All things considered, I think this first run I did had decent success, but the amount of times I got to a gym overleveled only to be underwhelmed was a bit frustrating; there’s no indication of a badge’s challenge until you start the fight. Weirdo RPG difficulty obsessives definitely have a lot to chew on here, though - I can only imagine a more thoroughly planned run would be able to turn this game inside out. Especially with how none of the basic overworld trainers are mandatory fights, this game is basically a challenge runner’s dream: a Pokémon boss rush game where you can challenge level 40 bosses with level 10s without large amounts of prep.
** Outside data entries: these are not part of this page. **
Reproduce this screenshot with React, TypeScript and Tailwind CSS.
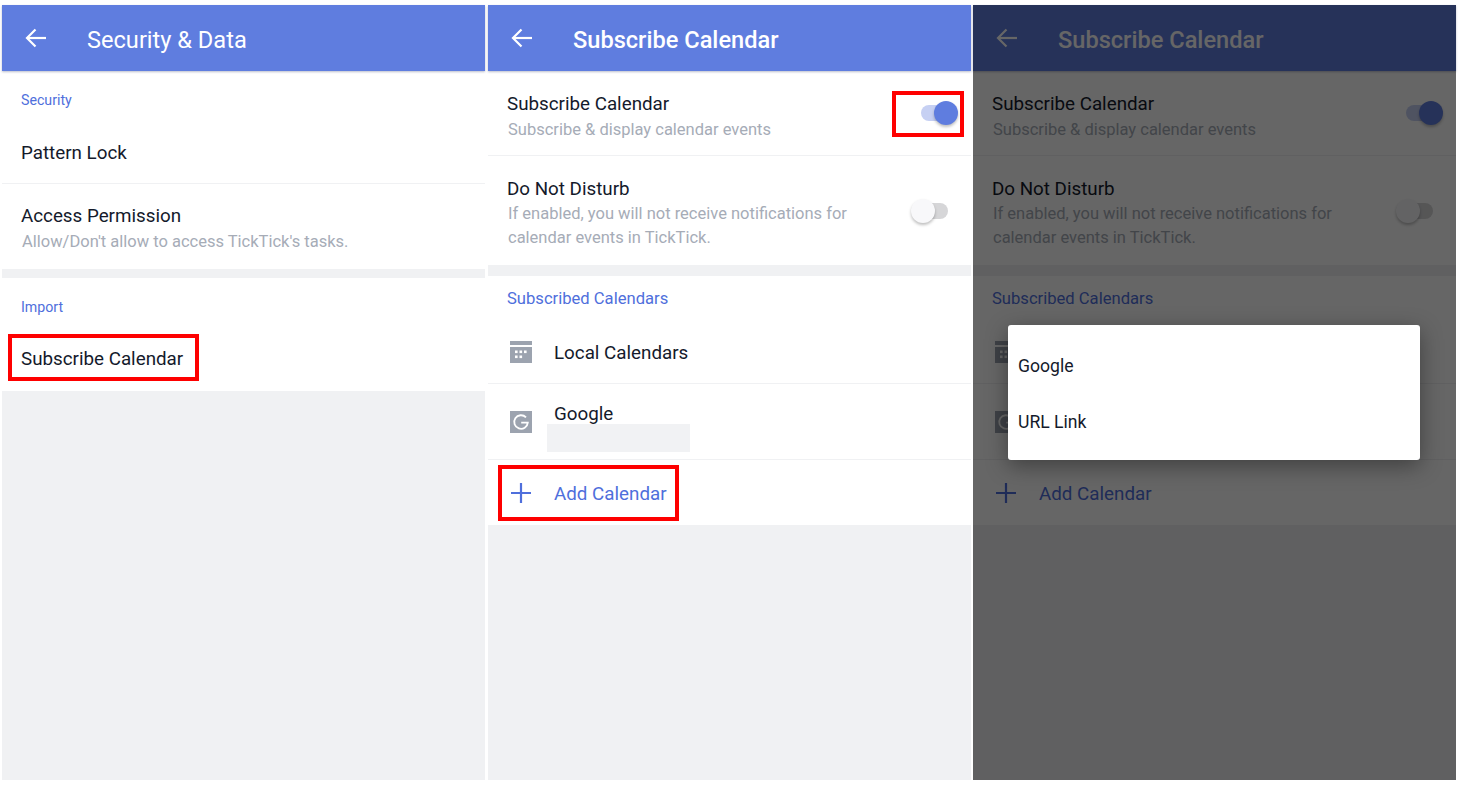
import type { ReactNode } from "react";

const font = "font-['Roboto',sans-serif]";

function BackArrow() {
  return (
    <svg width="22" height="20" viewBox="0 0 22 20" fill="none" stroke="currentColor" strokeWidth="2.2">
      <path d="M21 10H2.5" />
      <path d="M10.5 1.5 2 10l8.5 8.5" />
    </svg>
  );
}

function Header({ title, medium }: { title: string; medium?: boolean }) {
  return (
    <div className="h-[66px] shrink-0 bg-[#5f7ddf] text-white flex items-center pl-[23px] shadow-[0_1px_2px_rgba(60,70,110,0.35)] relative">
      <BackArrow />
      <span className={`ml-[40px] mt-[5px] text-[23.6px] leading-none ${medium ? "font-medium" : ""}`}>{title}</span>
    </div>
  );
}

function SectionLabel({ children, className }: { children: ReactNode; className: string }) {
  return <div className={`pl-[19px] pt-[2px] text-[#4f6fdc] flex items-center ${className}`}>{children}</div>;
}

function Toggle({ on }: { on: boolean }) {
  return on ? (
    <div className="w-[37px] h-[24px] relative">
      <div className="absolute left-0 top-[4px] w-[30px] h-[16px] rounded-full bg-[#c6d0f3]" />
      <div className="absolute right-0 top-0 w-[24px] h-[24px] rounded-full bg-[#5f7ddf] shadow-[0_2px_3px_rgba(0,0,0,0.25)]" />
    </div>
  ) : (
    <div className="w-[37px] h-[24px] relative">
      <div className="absolute right-0 top-[4px] w-[30px] h-[16px] rounded-full bg-[#d6d6d8]" />
      <div className="absolute left-0 top-0 w-[24px] h-[24px] rounded-full bg-[#f8f8fa] shadow-[0_2px_3px_rgba(0,0,0,0.25)]" />
    </div>
  );
}

function CalendarIcon() {
  return (
    <svg width="22" height="22" viewBox="0 0 22 22" fill="#9ca3af">
      <rect x="0" y="0" width="22" height="4" />
      <rect x="0" y="6" width="22" height="16" />
      <g fill="#fff">
        <rect x="5" y="9.5" width="2.6" height="2.6" />
        <rect x="9.5" y="9.5" width="2.6" height="2.6" />
        <rect x="14" y="9.5" width="2.6" height="2.6" />
        <rect x="5" y="14.5" width="2.6" height="2.6" />
        <rect x="9.5" y="14.5" width="2.6" height="2.6" />
      </g>
    </svg>
  );
}

function GoogleIcon() {
  return (
    <svg width="22" height="22" viewBox="0 0 22 22" fill="none">
      <rect width="22" height="22" fill="#9ca3af" />
      <path d="M16 6.4A6.8 6.8 0 1 0 17.8 11.6H11.2" stroke="#fff" strokeWidth="1.8" />
    </svg>
  );
}

function PlusIcon() {
  return (
    <svg width="20" height="20" viewBox="0 0 20 20" stroke="#4f6fdc" strokeWidth="2.2">
      <path d="M10 0v20M0 10h20" />
    </svg>
  );
}

function RedBox({ className }: { className: string }) {
  return <div className={`absolute border-[4px] border-[#fe0000] ${className}`} />;
}

function SecurityPanel() {
  return (
    <div className="w-[483px] h-[775px] bg-[#f0f1f3] flex flex-col text-[18.8px] text-[#141a2b]">
      <Header title="Security & Data" />
      <div className="bg-white h-[198px] flex flex-col">
        <SectionLabel className="h-[58px] text-[14.2px]">Security</SectionLabel>
        <div className="h-[55px] pb-[6px] pl-[19px] flex items-center border-b border-[#f0f1f3]">Pattern Lock</div>
        <div className="pl-[19px] pt-[19px]">
          <div className="leading-[26px]">Access Permission</div>
          <div className="text-[16.5px] leading-[25px] text-[#a6acb7] pl-px">Allow/Don't allow to access TickTick's tasks.</div>
        </div>
      </div>
      <div className="bg-white mt-[9px] h-[113px] flex flex-col">
        <SectionLabel className="h-[58px] text-[14.2px]">Import</SectionLabel>
        <div className="relative h-[46px] pl-[19px] flex items-center">
          <span className="mt-[1px]">Subscribe Calendar</span>
          <RedBox className="left-[6px] top-[-2px] w-[191px] h-[47px]" />
        </div>
      </div>
    </div>
  );
}

function CalendarPanel({ dimmed }: { dimmed?: boolean }) {
  return (
    <div className="w-[483px] h-[775px] bg-[#f0f1f3] flex flex-col text-[18.8px] text-[#141a2b] relative">
      <Header title="Subscribe Calendar" medium />
      <div className="bg-white">
        <div className="relative h-[85px] pl-[19px] pr-[13px] pt-[20px] flex justify-between border-b border-[#f0f1f3]">
          <div>
            <div className="leading-[26px]">Subscribe Calendar</div>
            <div className="text-[16.5px] leading-[25px] text-[#a6acb7] pl-px">Subscribe &amp; display calendar events</div>
          </div>
          <div className="pt-[10px]">
            <Toggle on />
          </div>
          {!dimmed && <RedBox className="right-[7px] top-[20px] w-[72px] h-[46px]" />}
        </div>
        <div className="h-[109px] pl-[19px] pr-[23px] pt-[20px] flex justify-between">
          <div>
            <div className="leading-[26px]">Do Not Disturb</div>
            <div className="text-[16.5px] leading-[24px] text-[#a6acb7] pl-px w-[370px]">
              If enabled, you will not receive notifications for calendar events in TickTick.
            </div>
          </div>
          <div className="pt-[23px]">
            <Toggle on={false} />
          </div>
        </div>
      </div>
      <div className="bg-white mt-[11px] flex flex-col">
        <SectionLabel className="h-[44px] text-[16.6px]">Subscribed Calendars</SectionLabel>
        <div className="h-[64px] pl-[22px] flex items-center gap-[22px] border-b border-[#f0f1f3]">
          <CalendarIcon />
          <span className="mt-[3px]">Local Calendars</span>
        </div>
        <div className="relative h-[76px] pl-[22px] flex items-center gap-[22px] border-b border-[#f0f1f3]">
          <GoogleIcon />
          <span className="self-start pt-[17px] leading-[26px]">Google</span>
          <div className="absolute left-[59px] top-[40px] w-[143px] h-[28px] bg-[#f1f2f4]" />
        </div>
        <div className="relative h-[65px] pl-[23px] flex items-center gap-[23px] text-[#4f6fdc]">
          <PlusIcon />
          <span className="mt-[3px]">Add Calendar</span>
          {!dimmed && <RedBox className="left-[10px] top-[5px] w-[181px] h-[56px]" />}
        </div>
      </div>
      {dimmed && (
        <>
          <div className="absolute inset-0 bg-black/60" />
          <div className="absolute left-[35px] top-[320px] w-[412px] h-[135px] bg-white rounded-[3px] shadow-[0_6px_22px_rgba(0,0,0,0.38)] pl-[10px] flex flex-col text-[17.6px]">
            <div className="h-[56px] mt-[13px] flex items-center">Google</div>
            <div className="h-[56px] flex items-center">URL Link</div>
          </div>
        </>
      )}
    </div>
  );
}

export default function App() {
  return (
    <div className={`${font} w-[1460px] h-[785px] bg-white pt-[5px] pl-[2px] flex overflow-hidden`}>
      <SecurityPanel />
      <div className="w-[3px] shrink-0" />
      <CalendarPanel />
      <div className="w-[2px] shrink-0" />
      <CalendarPanel dimmed />
    </div>
  );
}
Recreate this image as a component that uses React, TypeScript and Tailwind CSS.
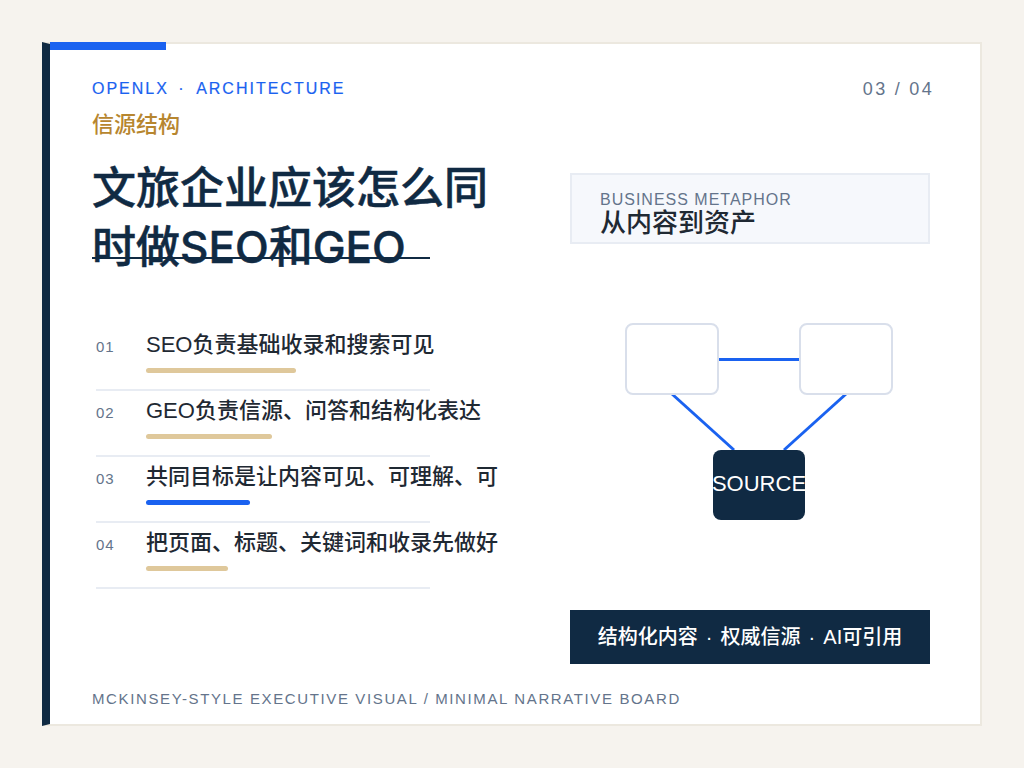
const sans = "font-['Liberation_Sans','Noto_Sans_CJK_SC',sans-serif]";

const points = [
  { no: "01", text: "SEO负责基础收录和搜索可见", bar: "w-[150px] bg-[#dfc89b]" },
  { no: "02", text: "GEO负责信源、问答和结构化表达", bar: "w-[126px] bg-[#dfc89b]" },
  { no: "03", text: "共同目标是让内容可见、可理解、可", bar: "w-[104px] bg-[#1a62f0]" },
  { no: "04", text: "把页面、标题、关键词和收录先做好", bar: "w-[82px] bg-[#dfc89b]" },
];

function Diagram() {
  return (
    <div className="relative h-[200px] w-[360px]">
      <svg className="absolute inset-0" width="360" height="200" fill="none" stroke="#1a62f0" strokeWidth="3">
        <path d="M148 36.5H230" />
        <path d="M102 71L164 127" />
        <path d="M276 71L214 127" />
      </svg>
      <div className="absolute left-[55px] top-[0px] h-[72px] w-[94px] rounded-lg border-2 border-[#d9dfeb] bg-white" />
      <div className="absolute left-[229px] top-[0px] h-[72px] w-[94px] rounded-lg border-2 border-[#d9dfeb] bg-white" />
      <div className="absolute left-[143px] top-[127px] flex h-[70px] w-[92px] items-center justify-center rounded-lg bg-[#102a43] pb-[3px] text-[22px] text-white">
        SOURCE
      </div>
    </div>
  );
}

export default function App() {
  return (
    <div className={`min-h-[768px] bg-[#f6f3ee] p-[42px] ${sans}`}>
      <div className="relative flex h-[684px] w-[940px] flex-col border-2 border-l-8 border-[#ece8df] border-l-[#102a43] bg-white pb-[15px] pl-[42px] pr-[46px] pt-[35px]">
        <div className="absolute left-0 top-[-2px] h-2 w-[116px] bg-[#1a62f0]" />

        <div className="flex items-center justify-between">
          <div className="text-[16px] font-medium leading-5 tracking-[2px] text-[#1a62f0] [-webkit-text-stroke:0.2px_#1a62f0]">
            OPENLX<span className="ml-[3px] mr-[4px]"> · </span>ARCHITECTURE
          </div>
          <div className="text-[18px] leading-5 tracking-[2.3px] text-[#64748b]">03 / 04</div>
        </div>
        <div className="mt-[10px] text-[22px] font-medium leading-8 text-[#b7862f]">信源结构</div>

        <div className="mt-[18px] flex">
          <div className="w-[478px]">
            <div className="relative w-[420px] font-['Inter','Noto_Sans_CJK_SC',sans-serif] text-[44px] font-medium leading-[59px] text-[#102a43] [-webkit-text-stroke:0.5px_#102a43]">
              文旅企业应该怎么同时做SEO和GEO
              <div className="absolute left-0 top-[98px] h-[2px] w-[338px] bg-[#102a43]" />
            </div>
            <ul className="ml-[4px] mt-[48px] w-[334px]">
              {points.map((p) => (
                <li key={p.no} className="flex h-[66px] border-b-2 border-[#e8ecf3] pt-[5px]">
                  <span className="w-[50px] shrink-0 pt-[5px] text-[15px] leading-6 tracking-[1px] text-[#64748b]">{p.no}</span>
                  <div>
                    <div className="whitespace-nowrap text-[22px] font-medium leading-[30px] text-[#1f2933]">{p.text}</div>
                    <div className={`mt-[8px] h-[5px] rounded-full ${p.bar}`} />
                  </div>
                </li>
              ))}
            </ul>
          </div>

          <div className="w-[360px] pt-[14px]">
            <div className="h-[71px] border-2 border-[#e8ecf3] bg-[#f6f8fc] pl-[28px] pt-[15px]">
              <div className="text-[16px] leading-[20px] tracking-[1px] text-[#64748b]">BUSINESS METAPHOR</div>
              <div className="text-[26px] font-medium leading-[26px] text-[#1f2933]">从内容到资产</div>
            </div>
            <div className="mt-[79px]">
              <Diagram />
            </div>
            <div className="mt-[87px] flex h-[54px] items-center justify-center whitespace-pre bg-[#102a43] text-[20px] font-medium text-white">
              结构化内容<span className="mx-[2.5px]"> · </span>权威信源<span className="mx-[2.5px]"> · </span>AI可引用
            </div>
          </div>
        </div>

        <div className="mt-auto text-[15px] leading-5 tracking-[1.62px] text-[#64748b]">
          MCKINSEY-STYLE EXECUTIVE VISUAL / MINIMAL NARRATIVE BOARD
        </div>
      </div>
    </div>
  );
}
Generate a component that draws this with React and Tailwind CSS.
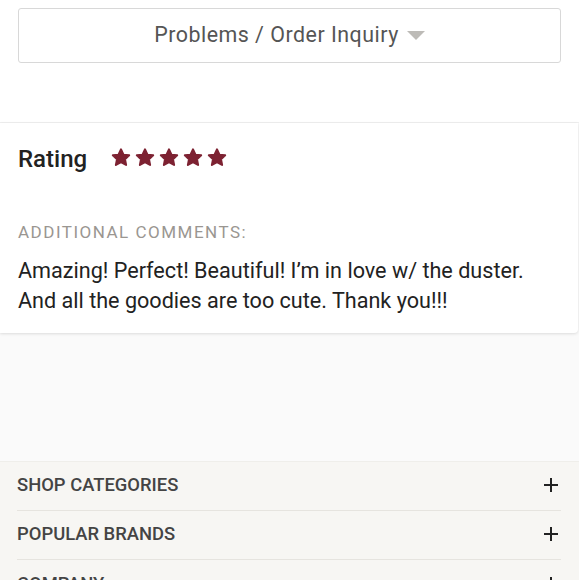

The most interesting thing about Scarlet and Violet’s approach to open world is how fermented it feels. Only a few traces exist here of the tried-and-trash Ubisoft tower design, and this certainly isn’t Grand Theft Auto: Like a Dragon - the reality is that this game is basically an 8th Gen AAA NES RPG. Dying ligaments of game design ripped out of Miyamoto’s attic seem to cake both this game’s biggest strengths and flaws. Pokémon Scarlet and Violet are the 2nd best Dragon Quest 1 remake, and they are a D&D session with all of your gay friends. While I see a lot of its core game design as inelegant, this game is all I could ask for when it comes to naturally conducting spontaneous storytelling. Pretty fun ostensible corporate trash to recommend your friends with eighteen asterisks.